● **What is needed**: Determine the number of lines in the listing below where the string "component" occurs; answer with the number alone.
____ Information provided
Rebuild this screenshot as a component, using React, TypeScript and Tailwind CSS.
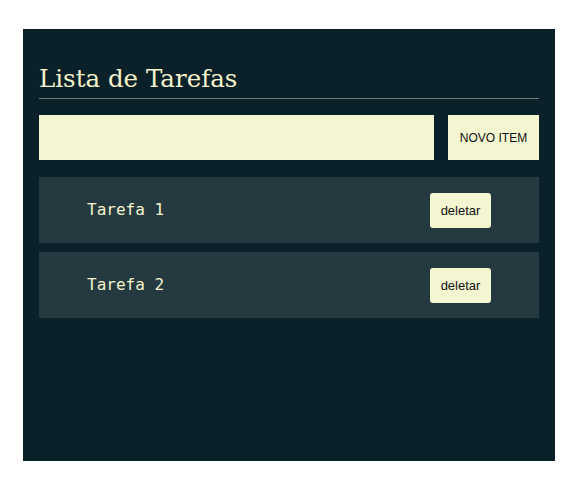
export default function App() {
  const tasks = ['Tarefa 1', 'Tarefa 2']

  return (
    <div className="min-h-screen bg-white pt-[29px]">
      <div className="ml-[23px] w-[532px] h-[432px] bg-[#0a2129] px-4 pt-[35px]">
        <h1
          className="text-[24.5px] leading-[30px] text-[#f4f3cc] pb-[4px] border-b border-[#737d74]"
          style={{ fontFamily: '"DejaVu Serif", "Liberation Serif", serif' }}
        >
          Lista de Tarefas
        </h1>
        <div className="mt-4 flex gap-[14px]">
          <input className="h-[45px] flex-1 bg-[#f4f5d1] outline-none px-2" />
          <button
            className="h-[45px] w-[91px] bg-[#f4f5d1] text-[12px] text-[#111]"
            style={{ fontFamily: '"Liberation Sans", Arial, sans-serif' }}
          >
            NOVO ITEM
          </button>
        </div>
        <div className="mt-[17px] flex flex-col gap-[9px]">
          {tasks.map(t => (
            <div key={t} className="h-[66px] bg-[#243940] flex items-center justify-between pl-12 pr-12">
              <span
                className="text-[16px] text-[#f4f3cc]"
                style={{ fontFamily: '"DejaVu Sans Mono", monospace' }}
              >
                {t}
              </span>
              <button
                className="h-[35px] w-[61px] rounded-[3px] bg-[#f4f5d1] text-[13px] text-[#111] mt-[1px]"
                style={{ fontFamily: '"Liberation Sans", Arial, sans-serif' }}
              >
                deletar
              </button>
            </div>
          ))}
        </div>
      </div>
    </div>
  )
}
________
____ Information provided
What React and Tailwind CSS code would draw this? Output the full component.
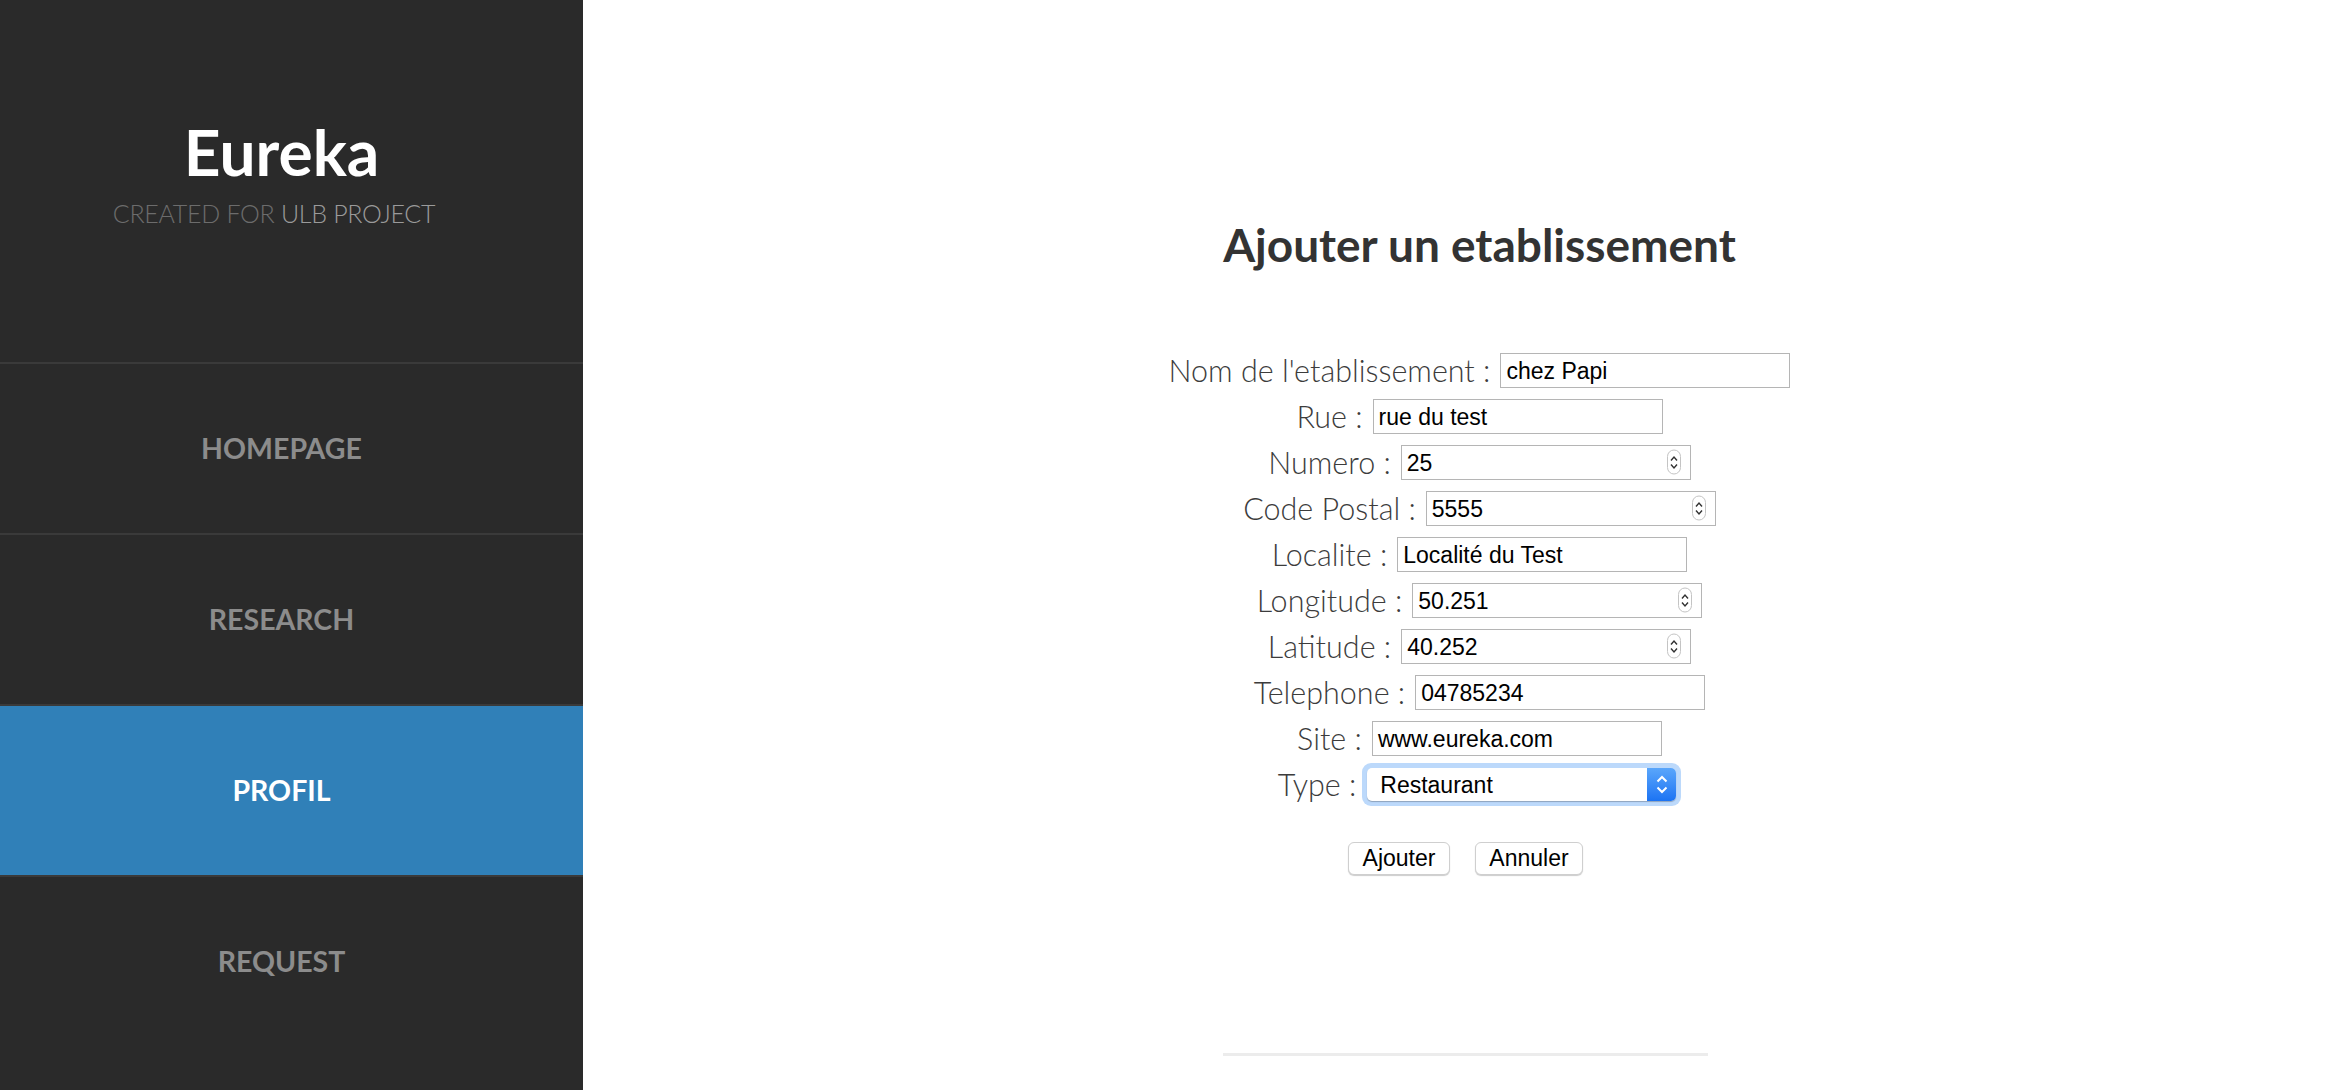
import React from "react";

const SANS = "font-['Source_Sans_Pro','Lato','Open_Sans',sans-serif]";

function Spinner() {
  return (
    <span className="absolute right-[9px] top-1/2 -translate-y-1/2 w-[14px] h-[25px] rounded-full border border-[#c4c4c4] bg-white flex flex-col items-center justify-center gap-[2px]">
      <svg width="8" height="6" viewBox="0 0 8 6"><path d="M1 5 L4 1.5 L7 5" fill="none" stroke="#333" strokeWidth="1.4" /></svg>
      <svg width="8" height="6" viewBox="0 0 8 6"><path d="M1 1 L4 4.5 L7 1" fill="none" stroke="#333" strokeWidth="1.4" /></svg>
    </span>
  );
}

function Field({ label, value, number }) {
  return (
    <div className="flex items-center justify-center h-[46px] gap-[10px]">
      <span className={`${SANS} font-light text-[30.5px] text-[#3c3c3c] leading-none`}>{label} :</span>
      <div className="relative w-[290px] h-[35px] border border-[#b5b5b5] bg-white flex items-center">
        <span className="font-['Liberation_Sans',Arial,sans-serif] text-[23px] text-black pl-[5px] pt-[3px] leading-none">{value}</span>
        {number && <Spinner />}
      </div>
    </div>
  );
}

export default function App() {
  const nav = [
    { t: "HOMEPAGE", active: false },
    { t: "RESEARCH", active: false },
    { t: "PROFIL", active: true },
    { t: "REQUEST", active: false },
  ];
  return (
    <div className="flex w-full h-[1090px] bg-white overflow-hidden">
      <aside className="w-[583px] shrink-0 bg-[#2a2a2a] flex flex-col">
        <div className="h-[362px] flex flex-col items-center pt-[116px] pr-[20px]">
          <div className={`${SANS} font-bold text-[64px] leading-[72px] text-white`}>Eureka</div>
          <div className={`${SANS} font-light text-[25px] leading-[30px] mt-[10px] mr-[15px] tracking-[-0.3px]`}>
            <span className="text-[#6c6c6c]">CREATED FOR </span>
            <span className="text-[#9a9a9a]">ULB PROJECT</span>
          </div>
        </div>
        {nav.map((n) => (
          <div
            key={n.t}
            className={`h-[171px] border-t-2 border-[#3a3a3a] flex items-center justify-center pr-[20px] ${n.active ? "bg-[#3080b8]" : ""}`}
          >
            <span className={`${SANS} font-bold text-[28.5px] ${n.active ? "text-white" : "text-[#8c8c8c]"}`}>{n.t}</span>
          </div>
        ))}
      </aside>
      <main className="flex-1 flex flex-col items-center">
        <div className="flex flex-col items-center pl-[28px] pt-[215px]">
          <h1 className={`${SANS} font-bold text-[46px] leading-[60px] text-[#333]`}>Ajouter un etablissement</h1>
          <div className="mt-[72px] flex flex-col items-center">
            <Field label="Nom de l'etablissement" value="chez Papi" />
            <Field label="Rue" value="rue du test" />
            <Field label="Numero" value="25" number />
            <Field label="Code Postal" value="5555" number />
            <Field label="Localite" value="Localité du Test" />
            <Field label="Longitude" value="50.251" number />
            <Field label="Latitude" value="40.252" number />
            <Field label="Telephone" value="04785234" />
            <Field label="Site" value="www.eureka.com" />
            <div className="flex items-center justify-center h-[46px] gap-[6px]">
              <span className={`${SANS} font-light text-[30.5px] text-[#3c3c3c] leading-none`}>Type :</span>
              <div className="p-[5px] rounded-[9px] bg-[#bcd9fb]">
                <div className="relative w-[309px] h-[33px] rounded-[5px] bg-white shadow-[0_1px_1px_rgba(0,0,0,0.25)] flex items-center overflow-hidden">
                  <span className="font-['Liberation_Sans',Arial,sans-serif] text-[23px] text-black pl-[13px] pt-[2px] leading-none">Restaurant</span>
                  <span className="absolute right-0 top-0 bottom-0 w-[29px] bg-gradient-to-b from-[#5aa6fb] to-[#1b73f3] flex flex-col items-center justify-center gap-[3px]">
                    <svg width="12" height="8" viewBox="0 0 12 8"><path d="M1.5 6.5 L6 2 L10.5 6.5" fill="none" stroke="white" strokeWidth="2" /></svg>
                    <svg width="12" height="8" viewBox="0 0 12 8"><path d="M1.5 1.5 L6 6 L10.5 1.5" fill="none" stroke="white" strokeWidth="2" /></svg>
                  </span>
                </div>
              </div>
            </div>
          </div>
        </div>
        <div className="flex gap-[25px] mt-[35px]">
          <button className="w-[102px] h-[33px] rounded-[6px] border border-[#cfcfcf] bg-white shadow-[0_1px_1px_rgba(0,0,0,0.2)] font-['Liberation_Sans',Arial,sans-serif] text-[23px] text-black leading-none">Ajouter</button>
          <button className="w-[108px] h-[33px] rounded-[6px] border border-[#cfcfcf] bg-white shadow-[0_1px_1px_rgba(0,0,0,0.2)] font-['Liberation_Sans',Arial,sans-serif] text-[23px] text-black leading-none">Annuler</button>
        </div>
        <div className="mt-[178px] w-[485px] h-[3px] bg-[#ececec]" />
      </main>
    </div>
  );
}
________
● **Full answer**: 2